For the nth time since 2006, the European Maritime Safety Agency (EMSA) is conducting another inspection in the Philippines to verify its complaince with the International Convention on Standards of Training, Certification and Watchkeeping for Seafarers (STCW). It normally inspects non-EU countries supplying crews to EU-flagged ships once every five years. This entire thing has been a never-ending fandango. All the dancers have been going round and round to the STCW music. They must be tired by now, so why not cut to the chase? In my view, the EMSA team needs to ask only three questions at this stage.
Do the Filipinos clearly understand the nature and purpose of the EMSA inspections?
If so, why do folks in Manila keep talking about the country passing or failing the inspections? There is no such thing as “pass” or “fail” in audits. Yet, these terms have been embedded in the vocabulary of top officials of the Maritime Industry Authority and the maritime schools.

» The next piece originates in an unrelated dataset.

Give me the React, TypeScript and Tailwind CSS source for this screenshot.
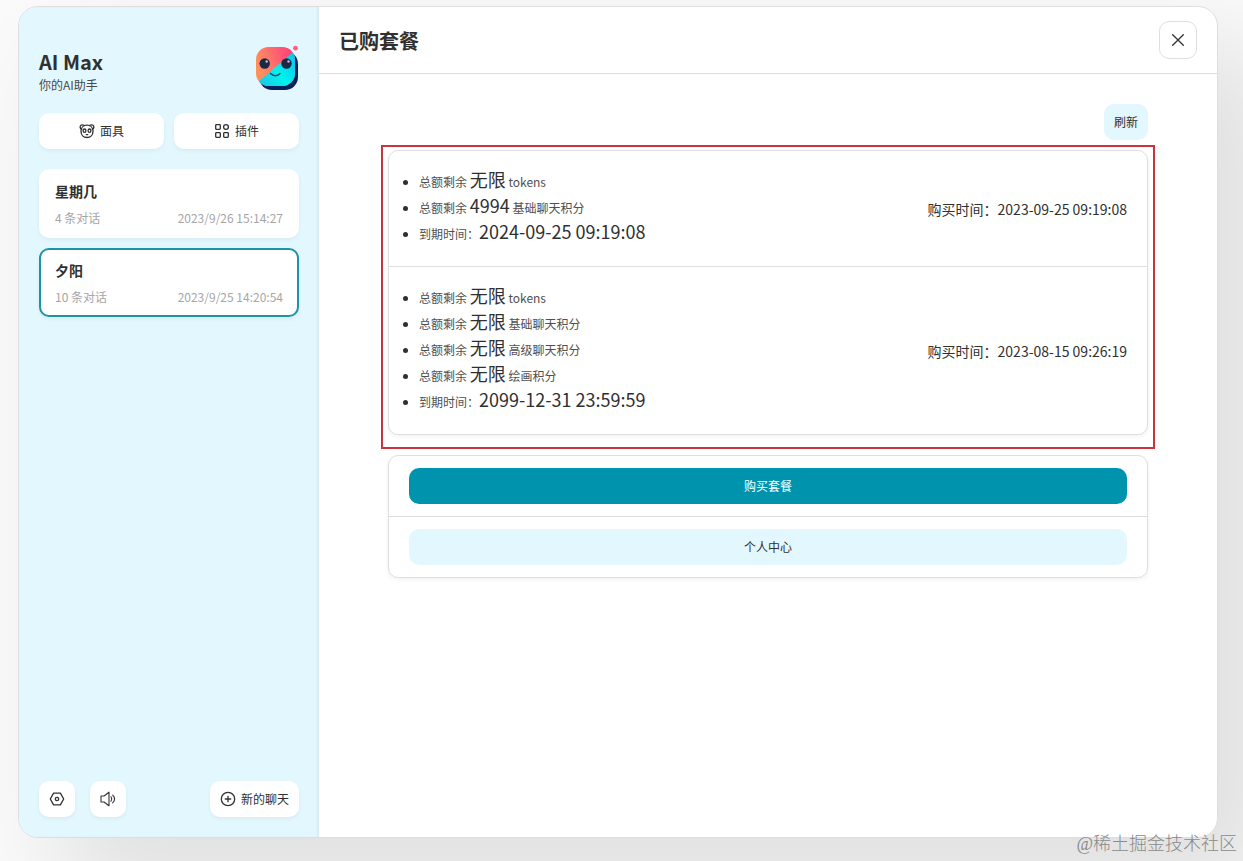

Why do new deficiencies surface every time EMSA conducts an inspection?
Are the EMSA inspectors nitpicking? Or are those in charge of the Filipino seafarer factory, the private sector players included, not doing everything that they are supposed to do?
Is there now proper State oversight over the maritime schools?
If so, why hasn’t there been a drastic reduction in the number of academies with baccalaureate
programmes for future ship officers? There are still 87 in operation, not counting the schools for ratings. A corollary question: Have the state regulators done away with the use of private sector individuals for school inspections — a practice that has raised the issue of conflict of interest?
All three questions are easy to answer, I believe.